- This is part of the "Better teaching in any subject" series:
- Part 1: Problems with modern inquiry based methods
- Part 2: Meaning is use (forthcoming)
- Part 3: Facilitate learning through the inner game of meaning as uses
(forthcoming) - Part 4: Worries over losing deep conceptual knowledge (forthcoming)
Problems with experiential, discovery, inquiry, and constructivist learning and teaching
In education, teachers nowadays are often taught constructivism and other modern inquiry based teaching and learning methods. Those teaching methods purport to help educators teach children in a way that helps the kids construct their own meaning of what they are to learn.

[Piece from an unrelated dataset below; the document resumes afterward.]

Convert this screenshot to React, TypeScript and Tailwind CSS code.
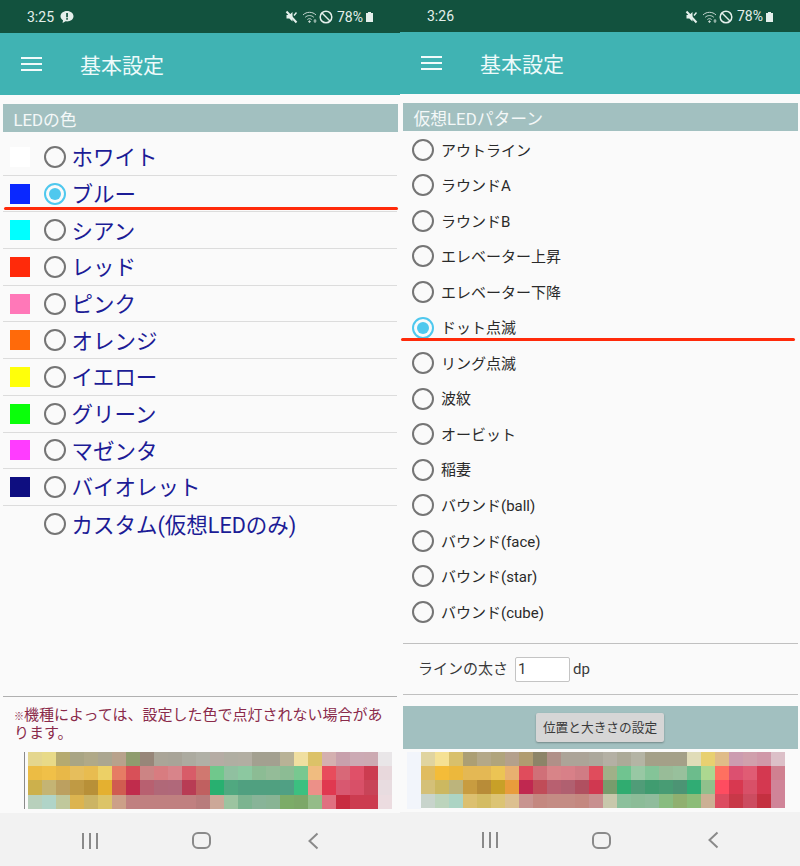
const leftMosaic = [
  ['e4d68e','e8da88','b5aa70','a9a584','b0a988','aba690','b8a28c','8f9c6e','978679','aaa598','a8a498','acaba0','b0b0a6','b5aca4','b0aea2','b2aea2','a3a090','a3a090','b8b296','f0dfa0','dcc268','d4b0b0','c8a0ac','ccaab4','ccaab2','e9e6e8'],
  ['ecbc44','f0c048','e8b848','e6be5c','e8bc50','ecd066','e67c64','d85058','cc8484','d87c80','d8848a','d85c68','d07870','70c88c','90c0a0','8cc8a0','8cbc94','94bc98','8cbc94','78c890','f0bc80','e84c5c','d86878','e05068','cc3c50','e8d8dc'],
  ['ccb04c','c4b474','bca060','c09a44','b89038','e4b030','d05c50','c02c4c','b86070','b06878','b0687a','b83c54','c06060','28b070','50a880','50a080','50a080','50a080','50a084','3cc080','ec9088','e03850','d85870','d85068','c84458','e8dce0'],
  ['b8d0bc','b0d4c8','c0c89c','dcb450','ccb464','dcc468','cca088','c08080','c08080','c08080','c08080','c08080','b87c7c','cca898','9cc4a0','7cb490','88b498','88b494','7cac68','7ca868','94bc88','e07080','c82c40','cc3c50','cc3c50','ecdce0'],
]

const rightMosaic = [
  ['e0d4a0','f5e194','d8c06c','ac9f74','b4a888','b0a47c','b4a08c','b09c70','8c8468','b09088','aca498','aca498','aca89c','b4b0a4','acaa98','b4b4a4','a4a088','a4a088','a4a088','e0dcb8','e8d070','e0bc88','cc9cb0','d0a0ac','d098a8','dcc0c8'],
  ['e0bc60','f4bc38','ecb83c','e4b854','e4b854','ecc454','e8b070','e04c5c','d07078','d88488','d88088','d07c84','e04c5c','a0b088','70c490','98c8a4','84c498','98bc98','98c09c','6cbc8c','acd890','ff7060','dc5070','e05c74','d43850','d08090'],
  ['d4c078','ccb860','bcb47c','c89c40','b88c38','c8a028','e89c3c','c02850','c04c58','b86070','b06070','b05060','d03850','789c6c','30ac70','509c78','409c70','489c74','4c9474','30ac74','90c08c','ff4c60','d83850','d85068','d43850','d08498'],
  ['c8d4cc','bcd4bc','acd4c4','dcc070','d4bc64','dcc474','dcc090','c89490','c48880','c48c84','c48c84','c48880','c89090','c8c8ac','8cc09c','8cbc98','90bc9c','88bc80','90b070','8cbc78','ccb094','dc4c60','c83848','cc4c60','c43040','d08498'],
]

const colors = [
  ['ホワイト', 'bg-white'],
  ['ブルー', 'bg-[#0a28ff]'],
  ['シアン', 'bg-[#00ffff]'],
  ['レッド', 'bg-[#ff2a0a]'],
  ['ピンク', 'bg-[#ff78b8]'],
  ['オレンジ', 'bg-[#ff6a0a]'],
  ['イエロー', 'bg-[#ffff0a]'],
  ['グリーン', 'bg-[#0aff0a]'],
  ['マゼンタ', 'bg-[#ff3cff]'],
  ['バイオレット', 'bg-[#0e0e80]'],
  ['カスタム(仮想LEDのみ)', ''],
]

const patterns = ['アウトライン', 'ラウンドA', 'ラウンドB', 'エレベーター上昇', 'エレベーター下降', 'ドット点滅', 'リング点滅', '波紋', 'オービット', '稲妻', 'バウンド(ball)', 'バウンド(face)', 'バウンド(star)', 'バウンド(cube)']

function Radio({ checked }: { checked?: boolean }) {
  if (checked) {
    return (
      <span className="flex h-[22px] w-[22px] shrink-0 items-center justify-center rounded-full border-2 border-[#4fc8ee]">
        <span className="h-3 w-3 rounded-full bg-[#4fc8ee]" />
      </span>
    )
  }
  return <span className="block h-[22px] w-[22px] shrink-0 rounded-full border-2 border-[#757575]" />
}

function StatusBar({ time, bubble, className }: { time: string; bubble?: boolean; className: string }) {
  return (
    <div className={`flex shrink-0 items-center justify-between bg-[#12523e] pl-[27px] pr-[27px] text-[#e4efeb] ${className}`}>
      <div className="flex items-center gap-[6px] pt-[1px] text-[14px]">
        <span>{time}</span>
        {bubble && (
          <svg width="14" height="14" viewBox="0 0 14 13">
            <path d="M7 0.5C3.300 0.500 0.500 2.800 0.500 5.700c0 1.700 1 3.200 2.500 4.100L2.600 12.500 5.600 10.800c.5.100.9.100 1.400.100 3.700 0 6.500-2.300 6.500-5.200S10.700.5 7 .5z" fill="#e4efeb" />
            <rect x="6.200" y="2.500" width="1.700" height="4.300" fill="#12523e" />
            <rect x="6.200" y="7.600" width="1.700" height="1.600" fill="#12523e" />
          </svg>
        )}
      </div>
      <div className="flex items-center gap-[1px] pt-[1px] text-[14px]">
        <svg width="13" height="14" viewBox="0 0 13 14" className="mr-[3px]">
          <path d="M1.500 5h2.800L7.500 2v9.500L4.300 8.500H1.500z" fill="#e4efeb" />
          <path d="M1.500 1.500L11.500 12.500" stroke="#e4efeb" strokeWidth="2" />
          <path d="M9 5.500l2.500-3" stroke="#e4efeb" strokeWidth="1.400" />
        </svg>
        <svg width="16" height="14" viewBox="0 0 16 14" fill="none" stroke="#c9d9d3" strokeWidth="1">
          <path d="M1 5c3.500-3.600 9.500-3.600 13 0" />
          <path d="M3.200 7.300c2.300-2.300 6.300-2.300 8.600 0" />
          <path d="M5.400 9.500c1.200-1.100 3-1.100 4.200 0" />
          <circle cx="7.500" cy="11.600" r=".8" fill="#c9d9d3" />
          <path d="M13 9v4M11.500 11h3" strokeWidth=".9" />
        </svg>
        <svg width="14" height="14" viewBox="0 0 14 14" fill="none" stroke="#e4efeb" strokeWidth="1.500" className="mr-[3px]">
          <circle cx="7" cy="7" r="5.800" />
          <path d="M3 3l8 8" />
        </svg>
        <span>78%</span>
        <span className="ml-[2px] flex flex-col items-center">
          <span className="h-[1px] w-[3px] bg-[#e4efeb]" />
          <span className="h-[9px] w-[7px] bg-[#e4efeb]" />
        </span>
      </div>
    </div>
  )
}

function AppBar() {
  return (
    <div className="flex h-[62px] shrink-0 items-center bg-[#40b3b3] pl-[21px] text-white">
      <div className="flex w-[21px] flex-col gap-[4px]">
        <span className="h-[2px] bg-[#f2fbfb]" />
        <span className="h-[2px] bg-[#f2fbfb]" />
        <span className="h-[2px] bg-[#f2fbfb]" />
      </div>
      <span className="ml-[38px] pt-[5px] text-[21px] text-[#eefafa]">基本設定</span>
    </div>
  )
}

function Mosaic({ rows }: { rows: string[][] }) {
  return (
    <div className="flex flex-col">
      {rows.map((row, i) => (
        <div key={i} className="flex h-[14.200px]">
          {row.map((c, j) => (
            <span key={j} className="w-[14px] shrink-0" style={{ backgroundColor: `#${c}` }} />
          ))}
        </div>
      ))}
    </div>
  )
}

function NavBar({ className }: { className: string }) {
  return (
    <div className={`flex flex-1 items-center bg-[#f2f2f2] pt-[3px] ${className}`}>
      <div className="flex w-[98px] justify-end gap-[5px]">
        <span className="h-[16px] w-[2px] bg-[#8a8a8a]" />
        <span className="h-[16px] w-[2px] bg-[#8a8a8a]" />
        <span className="h-[16px] w-[2px] bg-[#8a8a8a]" />
      </div>
      <span className="ml-[94px] h-[17px] w-[19px] rounded-[6px] border-2 border-[#8a8a8a]" />
      <svg width="12" height="18" viewBox="0 0 12 18" fill="none" stroke="#8a8a8a" strokeWidth="2" className="ml-[96px]">
        <path d="M10.500 1.500L2.500 9l8 7.500" />
      </svg>
    </div>
  )
}

function SectionBar({ children }: { children: React.ReactNode }) {
  return (
    <div className="mx-[2.500px] mt-[9px] flex h-[28px] shrink-0 items-center bg-[#a2c0c0] pl-[11px] pt-[5px] text-[16.800px] text-[#f4f8f8]">
      {children}
    </div>
  )
}

export default function App() {
  return (
    <div className="flex h-[866px] w-[800px] overflow-hidden bg-[#fafafa] font-['Roboto','Noto_Sans_CJK_JP',sans-serif]">
      {/* left phone */}
      <div className="relative flex w-[400px] flex-col">
        <StatusBar time="3:25" bubble className="h-[33px]" />
        <AppBar />
        <SectionBar>LEDの色</SectionBar>
        <div className="mt-[7px] flex shrink-0 flex-col">
          {colors.map(([label, bg], i) => (
            <div
              key={label}
              className={`mx-[3px] flex h-[36.700px] items-center pl-[7px] ${i < 10 ? 'border-b border-[#dcdcdc]' : ''}`}
            >
              <span className={`h-[20px] w-[20px] shrink-0 ${bg}`} />
              <span className="ml-[14px] flex"><Radio checked={i === 1} /></span>
              <span className="ml-[5.500px] pt-[3px] text-[21.500px] whitespace-nowrap text-[#1c1c96]">{label}</span>
            </div>
          ))}
        </div>
        <div className="mx-[3px] mt-[153px] shrink-0 border-t border-[#b0b0b0] pl-[11px] pt-[9px] text-[15px] leading-[18.500px] whitespace-nowrap text-[#8a2a4a]">
          <span className="text-[10px] leading-none">※</span>
          <span>機種によっては、設定した色で点灯されない場合があ</span>
          <br />
          <span>ります。</span>
        </div>
        <div className="mt-[9.500px] ml-[24px] shrink-0 border-l border-[#8a8a8a] pl-[3px]">
          <Mosaic rows={leftMosaic} />
        </div>
        <NavBar className="mt-[4px]" />
        <span className="absolute left-[4px] top-[207px] h-[3px] w-[394px] rounded-full bg-[#ff2a0a]" />
      </div>

      {/* right phone */}
      <div className="relative flex w-[400px] flex-col">
        <StatusBar time="3:26" className="h-[32px]" />
        <AppBar />
        <SectionBar>仮想LEDパターン</SectionBar>
        <div className="mt-[1px] flex shrink-0 flex-col">
          {patterns.map((label, i) => (
            <div key={label} className="flex h-[35.560px] items-center pl-[12px]">
              <Radio checked={i === 5} />
              <span className="ml-[7px] pt-[2px] text-[15px] whitespace-nowrap text-[#2a2a2a]">{label}</span>
            </div>
          ))}
        </div>
        <div className="mx-[2.500px] mt-[13px] flex h-[52px] shrink-0 items-center border-y border-[#c0c0c0] pl-[15.500px] text-[15px] text-[#3a3a3a]">
          <span className="pt-[2px]">ラインの太さ</span>
          <span className="ml-[7px] mt-[2px] flex h-[25px] w-[55px] items-center rounded-[2px] border border-[#c4c4c4] bg-white pl-[2px] text-[15px]">1</span>
          <span className="ml-[3px] pt-[2px]">dp</span>
        </div>
        <div className="mx-[2.500px] mt-[11px] flex h-[43px] shrink-0 items-center justify-center bg-[#a2c0c0]">
          <button className="h-[29px] w-[128px] rounded-[2px] bg-[#d6d6d6] text-[12.700px] text-[#3a3a3a] shadow-[0_1px_2px_rgba(0,0,0,0.3)]">
            位置と大きさの設定
          </button>
        </div>
        <div className="mt-[3px] flex shrink-0">
          <span className="ml-[7px] h-[57px] w-[14px] bg-[#f2f5fb]" />
          <Mosaic rows={rightMosaic} />
        </div>
        <NavBar className="mt-[3px]" />
        <span className="absolute left-[1px] top-[338px] h-[3px] w-[394px] rounded-full bg-[#ff2a0a]" />
      </div>
    </div>
  )
}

One of the central claims is that meaning is constructed through experiencing, and reflecting on those experiences, on the basis of concepts and meanings learned previously.
By "modern inquiry based" teaching and learning methods, I mean the constellation of academic philosophies and folk understandings of experiential, discovery, inquiry, and constructivist learning and teaching methods.
What's frustrating is that the core understandings in modern inquiry based teaching and learning methods are not so much as wrong, but are just not very helpful to teachers. Not helpful because the core pedagogical ideas basically only tell teachers that kids must learn from experiences and reflection. Since we're not privy to see or control all the stuff that happens in the kids' heads anyway, therefore all the philosophically interesting parts of constructivism have no practical significance in the classroom.
So in the real world of teaching, that leaves only the practical teaching methods and activities passed down from teacher to teacher. Methods and activities that may or may not be effective, since they're methods that are likely not experimentally validated scientifically. Methods and activities many of which are only supported by a common sense, folk understanding of modern inquiry based pedagogy, which (to reiterate) basically has only one practical thing to tell teachers: that kids must learn from experiences and reflection.
We need more detail and structure to explain just how people learn from experience and reflection, otherwise we end up with the fluff that gets critiqued in the main stream as ineffective for training "basic skills" and "mastery". That then prompts some people to petition in support of various traditional, basic skills, rote learning, "back to basics" education, and to step back from more experiential, discovery based learning methods.
Parents are right to demand better education for their kids. In the wrong hands, teaching using methods that depend on giving students repeated experiences to discover and construct conceptual meaning from can often be ineffective and inefficient. But the same can be said of traditional basic skills teaching methods too, although perhaps it's easier for a less skilled teacher to adequately handle the latter than the former.
I don't want to pile on, or expand on, the well deserved criticisms of common teaching methods and learning activities, many of which purport to implement modern inquiry based teaching and learning methods and pedagogy. I cringe every time a teacher goes around saying how great their teaching is because of their use of project-based learning-by-doing authentic real-world experiential inquiry-based learning, only to then see that they're just substituting a few worksheets with a few labs that all have singular predetermined outcomes and pre-written fill-in-the-blank lab reports; or substituting with letting students play (and goof) around with a few robots, tinker and dabble with constructing a few parts of it, but getting from the experience no structured knowledge that can be expanded, scaled, or otherwise upgraded and applied in the future for serious use-cases.
Criticism is certainly important, but it's often too easy, and doesn't on its own move the ball forward, so to speak.
So in the next series of posts I've planned, I will give a more organized conceptual structure to explain how people learn effectively from experience and reflection. The same family of concepts that's helped me and others teach more effectively and authentically such technical subjects as math, computing science, and many other subjects, to elementary school through university level students.
I won't be focusing on any specific subject area, although I'll probably mention math in examples as it's a hard subject to teach well for many. I'd rather focus on the foundational ideas so to help others figure out methods and activities that can work in whatever subject you want. In other words, rather than designing learning activities from first principles where "first principles" is just the overly broad thus basically next to useless slogans of "learn from experience and reflection", I want to expand on those first principles to some "second principles" to give a practical foundation for designing learning activities and teaching methods.